モトローラはいいビジネスモデルを持っているのか?

 アイデアはいろいろあるが,コンテンツ提供者を魅了するような完全なビジネスモデルはない。消費者の要求も違うので,ビジネスモデルは国によって違う。世代によっても異なる。若い人はメディアを与えられるよりも,自ら選び取っていくことを好む。

ビデオで成功している事業はあるのか。

 ビデオ事業をみたとき,米国はほかの地域と比べて特殊である。消費者は,ビデオサービスに多額の料金を支払うことをいとわない。それでも,天井はある。
 現在は,モビリティにお金を払う時代だ。過去にはできないことができるようになったからだが,時間が経つと変わってくる。固定音声は今やベーシックなサービスになって低廉化した。新しいサービスを追加していかないと,低価格化の流れは止まらない。

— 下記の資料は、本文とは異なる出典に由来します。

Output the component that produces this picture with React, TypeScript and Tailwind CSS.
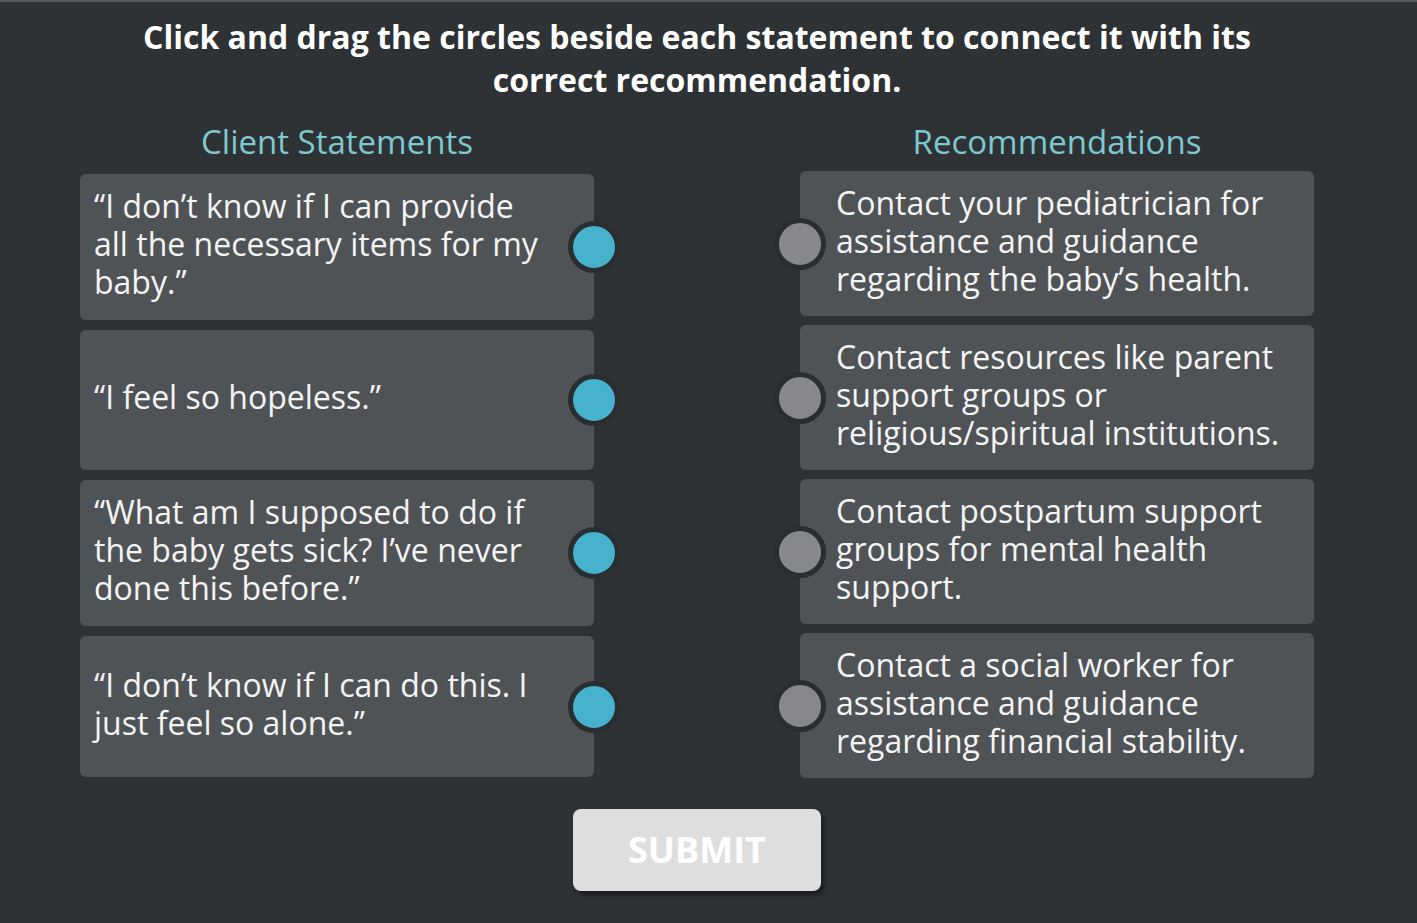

モトローラとしては,今後どのような提案を考えているか。

 日本のケーブル会社では,DOCSIS(data over cable service interface specifications)3.0に準拠したソリューションで高速サービスを提供するようにする。これはほかの各地にも波及する。通信事業者ではIPTVが注目になる。いずれも,ビデオをサービス・ポートフォリオに加えていこうという動きだ。
 有線と無線の融合については,今年後半,家庭向けのソリューションを提供しようと思っている。携帯端末と有線用端末を融合し,ビデオ,音声など複数のメディアを扱えるものだ。
 今後,10年~15年を見た場合,有線,無線に関わらず世界中の通信事業者が,WiMAXやLTEといった無線ブロードバンドに注目するだろう。

WiMAXとLTEはどう使い分けることになるのか。

 伝統的な携帯電話事業者であれば,既存のインフラからのシームレスな移行が用意されているLTEが有力な選択肢になる。ただし,LTEの商用化は2010年くらいになる。WiMAXは今すぐ使える無線ブロードバンドという位置付けだ。両者は共通点が高いので,メーカーとしては開発投資が抑えられる。
 もう一つの選択肢であるUMB(ultra mobile broadband)は,技術に対する関心が薄れているので投資していない。今後の流れを見て,どこかで牽引力が生じればその時点で改めて精査する。私個人としては,幅広く受け入れられるとは考えていない。